I didn’t want to go, but very quickly, I stopped thinking of myself as a victim of the economy. I just loved waking every morning and being a reporter. Over the next several years, as I climbed from Rochester, to Louisville, Ky., to Hazard, Ky., to Miami, I didn’t know it at the time, but I was benefiting from being a bigger fish in smaller ponds. Right out of college, I was doing investigative pieces, celebrity profiles, long narratives. When I got to The Times a decade later, an editor younger than I, who in an improved economy had arrived straight from the Ivy League, informed me that every feature story had to end in a quote. I didn’t say, “Yes sir,” as I would have if I’d come straight from college; I figured ways to work around him.


The severe recession and high inflation of the early 1980s? I still didn’t own anything, still was single. Economically, what I remember most was earning 12 percent interest on Treasury bills. The inflation that was gnawing at older people on fixed incomes would help grow the down payment for our first home, the home that my wife and I bought at a bargain price in a depressed Long Island housing market, the same home where we’ve raised our children.
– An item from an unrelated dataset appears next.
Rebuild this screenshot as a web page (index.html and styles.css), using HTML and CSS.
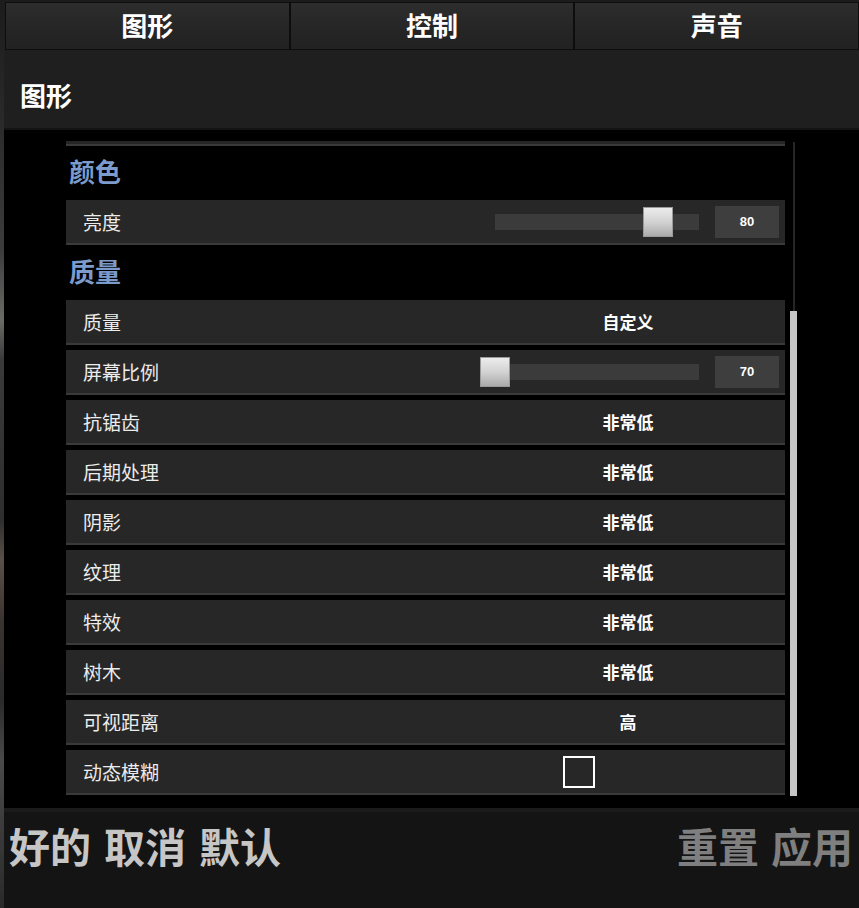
FILE: index.html
```html
<!DOCTYPE html>
<html lang="zh-CN">
<head>
<meta charset="utf-8">
<title>图形设置</title>
<link rel="stylesheet" href="styles.css">
</head>
<body>
<div class="window">
  <nav class="tabs">
    <div class="tab">图形</div>
    <div class="tab">控制</div>
    <div class="tab">声音</div>
  </nav>
  <header class="header">图形</header>
  <main class="content">
    <div class="list">
      <div class="topbar"></div>
      <h2 class="section">颜色</h2>
      <div class="row">
        <span class="label">亮度</span>
        <div class="track"><div class="thumb" style="left:80%"></div></div>
        <div class="num">80</div>
      </div>
      <h2 class="section">质量</h2>
      <div class="row"><span class="label">质量</span><span class="value">自定义</span></div>
      <div class="row">
        <span class="label">屏幕比例</span>
        <div class="track"><div class="thumb" style="left:0%"></div></div>
        <div class="num">70</div>
      </div>
      <div class="row"><span class="label">抗锯齿</span><span class="value">非常低</span></div>
      <div class="row"><span class="label">后期处理</span><span class="value">非常低</span></div>
      <div class="row"><span class="label">阴影</span><span class="value">非常低</span></div>
      <div class="row"><span class="label">纹理</span><span class="value">非常低</span></div>
      <div class="row"><span class="label">特效</span><span class="value">非常低</span></div>
      <div class="row"><span class="label">树木</span><span class="value">非常低</span></div>
      <div class="row"><span class="label">可视距离</span><span class="value">高</span></div>
      <div class="row"><span class="label">动态模糊</span><span class="checkbox"></span></div>
    </div>
    <div class="scroll">
      <div class="scroll-line"></div>
      <div class="scroll-thumb"></div>
    </div>
  </main>
  <footer class="footer">
    <div class="btns">
      <span class="btn">好的</span>
      <span class="btn">取消</span>
      <span class="btn">默认</span>
    </div>
    <div class="btns dim">
      <span class="btn">重置</span>
      <span class="btn">应用</span>
    </div>
  </footer>
</div>
</body>
</html>
```

FILE: styles.css
```css
* { box-sizing: border-box; }

html, body {
  margin: 0;
  padding: 0;
  width: 859px;
  height: 908px;
  overflow: hidden;
}

body {
  font-family: "Noto Sans CJK SC", "Noto Sans", sans-serif;
  background: linear-gradient(180deg,
    #1c1c1c 0px, #2a2a2a 120px, #3c3c3c 250px, #6a6a66 320px,
    #3a3a3a 360px, #2e2e2e 520px, #5a5048 560px, #3a3430 620px,
    #2a2a2a 700px, #4a4a4a 760px, #2a2a2a 908px);
  color: #fff;
}

.window {
  margin: 2px 0 0 4px;
  height: 906px;
  display: flex;
  flex-direction: column;
}

/* Tabs */
.tabs {
  height: 48px;
  display: flex;
  margin-left: 1px;
}

.tab {
  flex: 1;
  display: flex;
  align-items: center;
  justify-content: center;
  padding-bottom: 4px;
  border: 1px solid #0d0d0d;
  background: linear-gradient(180deg, #2d2d2d 0%, #252525 60%, #222 100%);
  font-size: 26px;
  font-weight: 700;
  color: #fff;
}

/* Header */
.header {
  height: 80px;
  background: #1f1f1f;
  border-bottom: 2px solid #141414;
  padding: 11px 0 0 16px;
  display: flex;
  align-items: center;
  font-size: 26px;
  font-weight: 700;
  color: #fff;
}

/* Content */
.content {
  height: 678px;
  background: #000;
  display: flex;
}

.list {
  width: 719px;
  margin-left: 62px;
  padding-top: 11px;
}

.topbar {
  height: 5px;
  background: #262626;
  border-bottom: 2px solid #3a3a3a;
  margin-bottom: 4px;
}

.section {
  margin: 0;
  height: 50px;
  display: flex;
  align-items: center;
  padding: 0 0 9px 3px;
  font-size: 26px;
  font-weight: 700;
  color: #7c9bcb;
}

.row {
  height: 45px;
  margin-bottom: 5px;
  background: #272727;
  border-bottom: 2px solid #3a3a3a;
  display: grid;
  grid-template-columns: 412px 204px 16px 64px;
  align-items: center;
  padding: 0 6px 0 17px;
}

.label {
  font-size: 19px;
  color: #ececec;
}

.value {
  grid-column: 2 / 5;
  text-align: center;
  padding-right: 18px;
  font-size: 17px;
  font-weight: 700;
  color: #fff;
}

.track {
  position: relative;
  height: 16px;
  background: #3b3b3b;
}

.thumb {
  position: absolute;
  top: -7px;
  width: 30px;
  height: 30px;
  transform: translateX(-50%);
  background: linear-gradient(180deg, #ececec 0%, #d2d2d2 50%, #aaaaaa 100%);
  border: 1px solid #9a9a9a;
}

.num {
  grid-column: 4;
  height: 32px;
  background: #3e3e3e;
  display: flex;
  align-items: center;
  justify-content: center;
  font-family: "Liberation Sans", Arial, sans-serif;
  font-size: 13px;
  font-weight: 700;
  color: #fff;
}

.checkbox {
  grid-column: 2 / 5;
  justify-self: start;
  margin-left: 68px;
  width: 32px;
  height: 32px;
  border: 2px solid #fff;
}

/* Scrollbar */
.scroll {
  width: 7px;
  margin: 12px 0 0 5px;
  height: 654px;
  display: flex;
  flex-direction: column;
}

.scroll-line {
  height: 169px;
  width: 2px;
  margin-left: 3px;
  background: #262626;
}

.scroll-thumb {
  flex: 1;
  background: #c6c6c6;
}

/* Footer */
.footer {
  height: 100px;
  background: #141414;
  border-top: 4px solid #1b1b1b;
  display: flex;
  justify-content: space-between;
  align-items: flex-start;
  padding: 13px 6px 0 5px;
}

.btns {
  display: flex;
  gap: 13px;
  font-size: 41px;
  line-height: 41px;
  font-weight: 700;
  color: #c6c6c6;
}

.btns.dim {
  gap: 12px;
  color: #7f7f7f;
}
```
My son Sam called from college recently with a business proposal. He wants to make T-shirts that extol one of the college’s great virtues in Sam’s eyes: the female-to-male ratio is two to one. My initial reaction was forget it, get a job at McDonald’s, you need to make your spending money. But then I thought, well, who knows. I agreed to let Sam take $400 of his savings from his summer jobs to make 40 T-shirts that read, “Preserve the ratio.” He plans to sell them at school the weeks before Christmas for $15 each. If it works, he makes $200 on the first batch. “And that’s just the beginning, Pops,” Sam said. “I got this idea...”


The young are foolish, but that’s their blessing, too. I keep reading that we’re suffering a crisis in confidence. For better or worse, my sons are not, at least not yet. With luck, these hard times will make them tougher and wiser. With luck, they’ll fight their way through, accumulating war stories to draw on when they are middle-aged like their Pops and the world goes bad on them.